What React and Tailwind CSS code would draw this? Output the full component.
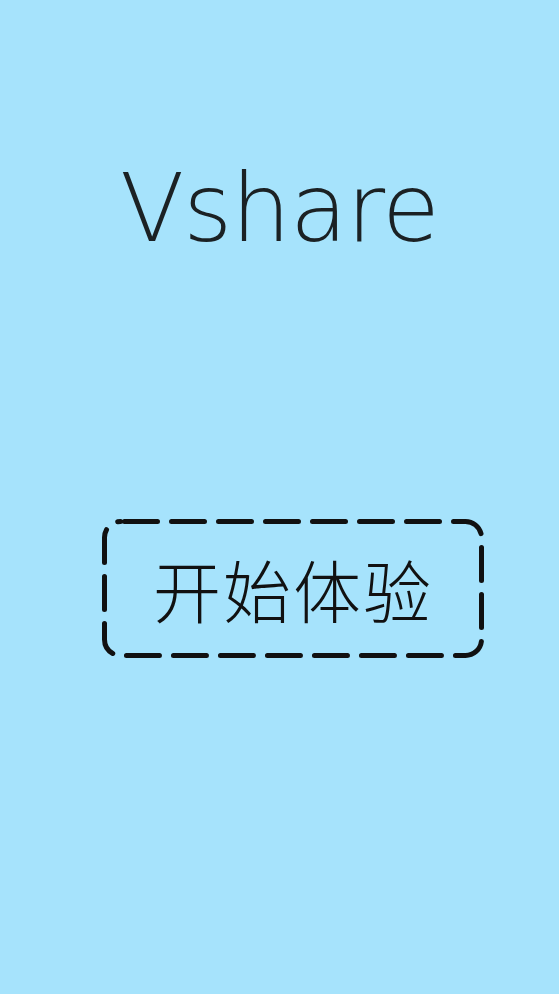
export default function App() {
  return (
    <div className="min-h-screen w-full bg-[#a6e3fc] flex flex-col items-center">
      <h1
        className="mt-[153px] text-[94px] leading-[112px] text-[#1b2124] font-extralight tracking-[-1px] pl-[0px]"
        style={{ fontFamily: '"DejaVu Sans", "Liberation Sans", sans-serif' }}
      >
        Vshare
      </h1>

      <button
        type="button"
        className="relative mt-[254px] ml-[27px] w-[382px] h-[139px] flex items-center justify-center"
      >
        <svg
          className="absolute inset-0"
          width="382"
          height="139"
          viewBox="0 0 382 139"
          fill="none"
        >
          <rect
            x="2.5"
            y="2.5"
            width="377"
            height="134"
            rx="16"
            stroke="#111"
            strokeWidth="5"
            strokeLinecap="round"
            strokeDasharray="33 14"
            strokeDashoffset="-4"
          />
        </svg>
        <span
          className="text-[68px] font-light text-[#111] tracking-[2px]"
          style={{ fontFamily: '"Noto Sans CJK SC", sans-serif' }}
        >
          开始体验
        </span>
      </button>
    </div>
  );
}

== Exercise instructions ==
Copy out all the data without changing anything, and drop the pictures.

== The answer ==
What React and Tailwind CSS code would draw this? Output the full component.
export default function App() {
  return (
    <div className="min-h-screen w-full bg-[#a6e3fc] flex flex-col items-center">
      <h1
        className="mt-[153px] text-[94px] leading-[112px] text-[#1b2124] font-extralight tracking-[-1px] pl-[0px]"
        style={{ fontFamily: '"DejaVu Sans", "Liberation Sans", sans-serif' }}
      >
        Vshare
      </h1>

      <button
        type="button"
        className="relative mt-[254px] ml-[27px] w-[382px] h-[139px] flex items-center justify-center"
      >
        <svg
          className="absolute inset-0"
          width="382"
          height="139"
          viewBox="0 0 382 139"
          fill="none"
        >
          <rect
            x="2.5"
            y="2.5"
            width="377"
            height="134"
            rx="16"
            stroke="#111"
            strokeWidth="5"
            strokeLinecap="round"
            strokeDasharray="33 14"
            strokeDashoffset="-4"
          />
        </svg>
        <span
          className="text-[68px] font-light text-[#111] tracking-[2px]"
          style={{ fontFamily: '"Noto Sans CJK SC", sans-serif' }}
        >
          开始体验
        </span>
      </button>
    </div>
  );
}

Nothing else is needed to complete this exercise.